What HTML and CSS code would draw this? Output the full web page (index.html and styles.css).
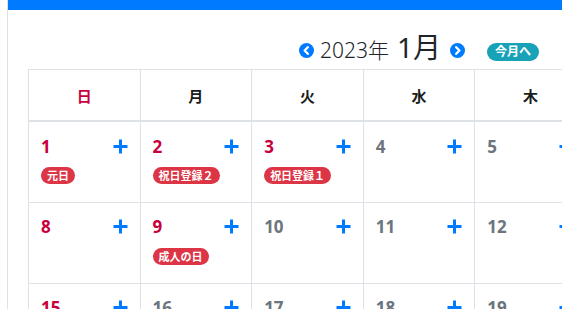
FILE: index.html
```html
<!DOCTYPE html>
<html lang="ja">
<head>
    <meta charset="UTF-8">
    <meta name="viewport" content="width=device-width, initial-scale=1.0">
    <title>カレンダー</title>
    <link rel="stylesheet" href="styles.css">
</head>
<body>
    <div class="side"></div>
    <div class="main">
        <div class="topbar"></div>
        <div class="calendar">
            <div class="cal-head">
                <a href="#" class="nav-btn">
                    <svg width="15" height="15" viewBox="0 0 15 15"><circle cx="7.5" cy="7.5" r="7.5" fill="#007bff"/><path d="M8.8 4.2 L5.6 7.5 L8.8 10.8" fill="none" stroke="#fff" stroke-width="2.3" stroke-linecap="round" stroke-linejoin="round"/></svg>
                </a>
                <span class="year">2023年</span>
                <span class="month">1月</span>
                <a href="#" class="nav-btn">
                    <svg width="15" height="15" viewBox="0 0 15 15"><circle cx="7.5" cy="7.5" r="7.5" fill="#007bff"/><path d="M6.2 4.2 L9.4 7.5 L6.2 10.8" fill="none" stroke="#fff" stroke-width="2.3" stroke-linecap="round" stroke-linejoin="round"/></svg>
                </a>
                <a href="#" class="today-btn">今月へ</a>
            </div>

            <table class="cal-table">
                <thead>
                    <tr>
                        <th class="sun">日</th>
                        <th>月</th>
                        <th>火</th>
                        <th>水</th>
                        <th>木</th>
                        <th>金</th>
                        <th>土</th>
                    </tr>
                </thead>
                <tbody id="calBody"></tbody>
            </table>
        </div>
    </div>

    <script>
        // 祝日データ
        var holidays = {
            1: ["元日"],
            2: ["祝日登録２"],
            3: ["祝日登録１"],
            9: ["成人の日"]
        };

        var plusIcon = '<svg width="15" height="15" viewBox="0 0 15 15"><path d="M7.5 0.5 V14.5 M0.5 7.5 H14.5" stroke="#007bff" stroke-width="3"/></svg>';

        function buildCalendar() {
            var body = document.getElementById("calBody");
            var day = 1;
            for (var w = 0; w < 3; w++) {
                var row = body.insertRow();
                for (var d = 0; d < 7; d++) {
                    var cell = row.insertCell();
                    var isRed = d === 0 || holidays[day];
                    var html = '<div class="day-top"><span class="day-num' + (isRed ? ' red' : '') + '">' + day + '</span>' +
                        '<a href="#" class="add">' + plusIcon + '</a></div>';
                    if (holidays[day]) {
                        for (var i = 0; i < holidays[day].length; i++) {
                            html += '<span class="holiday">' + holidays[day][i] + '</span>';
                        }
                    }
                    cell.innerHTML = html;
                    day++;
                }
            }
        }

        buildCalendar();
    </script>
</body>
</html>
```

FILE: styles.css
```css
body {
    font-family: "Noto Sans", "Noto Sans CJK JP", sans-serif;
    margin: 0;
    padding: 0;
    display: flex;
    overflow: hidden;
    color: #212529;
}

.side {
    width: 7px;
    min-height: 100vh;
    border-right: 1px solid #dee2e6;
    flex-shrink: 0;
}

.main {
    flex-grow: 1;
}

.topbar {
    height: 10px;
    background-color: #007bff;
}

.calendar {
    padding-left: 20px;
}

.cal-head {
    width: 782px;
    height: 38px;
    padding-top: 21px;
    display: flex;
    align-items: center;
    justify-content: center;
}

.nav-btn {
    display: flex;
    width: 15px;
    height: 15px;
}

.year {
    font-size: 21px;
    font-weight: 300;
    margin-left: 6px;
    line-height: 1;
}

.month {
    font-size: 28px;
    margin-left: 8px;
    margin-right: 9px;
    line-height: 1;
    position: relative;
    top: -3px;
}

.today-btn {
    margin-left: 22px;
    background-color: #17a2b8;
    color: white;
    text-decoration: none;
    font-size: 12px;
    font-weight: bold;
    height: 18px;
    line-height: 18px;
    padding: 0 8px;
    border-radius: 9px;
    margin-top: 4px;
}

.cal-table {
    border-collapse: collapse;
    table-layout: fixed;
    width: 782px;
}

.cal-table th {
    height: 50px;
    border: 1px solid #dee2e6;
    border-bottom: 2px solid #dee2e6;
    font-size: 15px;
    font-weight: bold;
    padding: 0;
    color: #1a1d20;
}

.cal-table th.sun {
    color: #c8003c;
}

.cal-table td {
    height: 81px;
    border: 1px solid #dee2e6;
    vertical-align: top;
    padding: 14px 12px 0 12px;
    box-sizing: border-box;
}

.day-top {
    display: flex;
    justify-content: space-between;
    align-items: center;
    height: 20px;
}

.day-num {
    font-size: 17px;
    font-weight: bold;
    color: #6c757d;
}

.day-num.red {
    color: #c8003c;
}

.add {
    display: flex;
}

.holiday {
    display: inline-block;
    margin-top: 11px;
    background-color: #dc3545;
    color: white;
    font-size: 11px;
    font-weight: bold;
    height: 17px;
    line-height: 17px;
    padding: 0 6px;
    border-radius: 9px;
}
```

::::

Directive:
Leave every image out, and retype the material exactly.

Final result:
What HTML and CSS code would draw this? Output the full web page (index.html and styles.css).
FILE: index.html
```html
<!DOCTYPE html>
<html lang="ja">
<head>
    <meta charset="UTF-8">
    <meta name="viewport" content="width=device-width, initial-scale=1.0">
    <title>カレンダー</title>
    <link rel="stylesheet" href="styles.css">
</head>
<body>
    <div class="side"></div>
    <div class="main">
        <div class="topbar"></div>
        <div class="calendar">
            <div class="cal-head">
                <a href="#" class="nav-btn">
                    <svg width="15" height="15" viewBox="0 0 15 15"><circle cx="7.5" cy="7.5" r="7.5" fill="#007bff"/><path d="M8.8 4.2 L5.6 7.5 L8.8 10.8" fill="none" stroke="#fff" stroke-width="2.3" stroke-linecap="round" stroke-linejoin="round"/></svg>
                </a>
                <span class="year">2023年</span>
                <span class="month">1月</span>
                <a href="#" class="nav-btn">
                    <svg width="15" height="15" viewBox="0 0 15 15"><circle cx="7.5" cy="7.5" r="7.5" fill="#007bff"/><path d="M6.2 4.2 L9.4 7.5 L6.2 10.8" fill="none" stroke="#fff" stroke-width="2.3" stroke-linecap="round" stroke-linejoin="round"/></svg>
                </a>
                <a href="#" class="today-btn">今月へ</a>
            </div>

            <table class="cal-table">
                <thead>
                    <tr>
                        <th class="sun">日</th>
                        <th>月</th>
                        <th>火</th>
                        <th>水</th>
                        <th>木</th>
                        <th>金</th>
                        <th>土</th>
                    </tr>
                </thead>
                <tbody id="calBody"></tbody>
            </table>
        </div>
    </div>

    <script>
        // 祝日データ
        var holidays = {
            1: ["元日"],
            2: ["祝日登録２"],
            3: ["祝日登録１"],
            9: ["成人の日"]
        };

        var plusIcon = '<svg width="15" height="15" viewBox="0 0 15 15"><path d="M7.5 0.5 V14.5 M0.5 7.5 H14.5" stroke="#007bff" stroke-width="3"/></svg>';

        function buildCalendar() {
            var body = document.getElementById("calBody");
            var day = 1;
            for (var w = 0; w < 3; w++) {
                var row = body.insertRow();
                for (var d = 0; d < 7; d++) {
                    var cell = row.insertCell();
                    var isRed = d === 0 || holidays[day];
                    var html = '<div class="day-top"><span class="day-num' + (isRed ? ' red' : '') + '">' + day + '</span>' +
                        '<a href="#" class="add">' + plusIcon + '</a></div>';
                    if (holidays[day]) {
                        for (var i = 0; i < holidays[day].length; i++) {
                            html += '<span class="holiday">' + holidays[day][i] + '</span>';
                        }
                    }
                    cell.innerHTML = html;
                    day++;
                }
            }
        }

        buildCalendar();
    </script>
</body>
</html>
```

FILE: styles.css
```css
body {
    font-family: "Noto Sans", "Noto Sans CJK JP", sans-serif;
    margin: 0;
    padding: 0;
    display: flex;
    overflow: hidden;
    color: #212529;
}

.side {
    width: 7px;
    min-height: 100vh;
    border-right: 1px solid #dee2e6;
    flex-shrink: 0;
}

.main {
    flex-grow: 1;
}

.topbar {
    height: 10px;
    background-color: #007bff;
}

.calendar {
    padding-left: 20px;
}

.cal-head {
    width: 782px;
    height: 38px;
    padding-top: 21px;
    display: flex;
    align-items: center;
    justify-content: center;
}

.nav-btn {
    display: flex;
    width: 15px;
    height: 15px;
}

.year {
    font-size: 21px;
    font-weight: 300;
    margin-left: 6px;
    line-height: 1;
}

.month {
    font-size: 28px;
    margin-left: 8px;
    margin-right: 9px;
    line-height: 1;
    position: relative;
    top: -3px;
}

.today-btn {
    margin-left: 22px;
    background-color: #17a2b8;
    color: white;
    text-decoration: none;
    font-size: 12px;
    font-weight: bold;
    height: 18px;
    line-height: 18px;
    padding: 0 8px;
    border-radius: 9px;
    margin-top: 4px;
}

.cal-table {
    border-collapse: collapse;
    table-layout: fixed;
    width: 782px;
}

.cal-table th {
    height: 50px;
    border: 1px solid #dee2e6;
    border-bottom: 2px solid #dee2e6;
    font-size: 15px;
    font-weight: bold;
    padding: 0;
    color: #1a1d20;
}

.cal-table th.sun {
    color: #c8003c;
}

.cal-table td {
    height: 81px;
    border: 1px solid #dee2e6;
    vertical-align: top;
    padding: 14px 12px 0 12px;
    box-sizing: border-box;
}

.day-top {
    display: flex;
    justify-content: space-between;
    align-items: center;
    height: 20px;
}

.day-num {
    font-size: 17px;
    font-weight: bold;
    color: #6c757d;
}

.day-num.red {
    color: #c8003c;
}

.add {
    display: flex;
}

.holiday {
    display: inline-block;
    margin-top: 11px;
    background-color: #dc3545;
    color: white;
    font-size: 11px;
    font-weight: bold;
    height: 17px;
    line-height: 17px;
    padding: 0 6px;
    border-radius: 9px;
}
```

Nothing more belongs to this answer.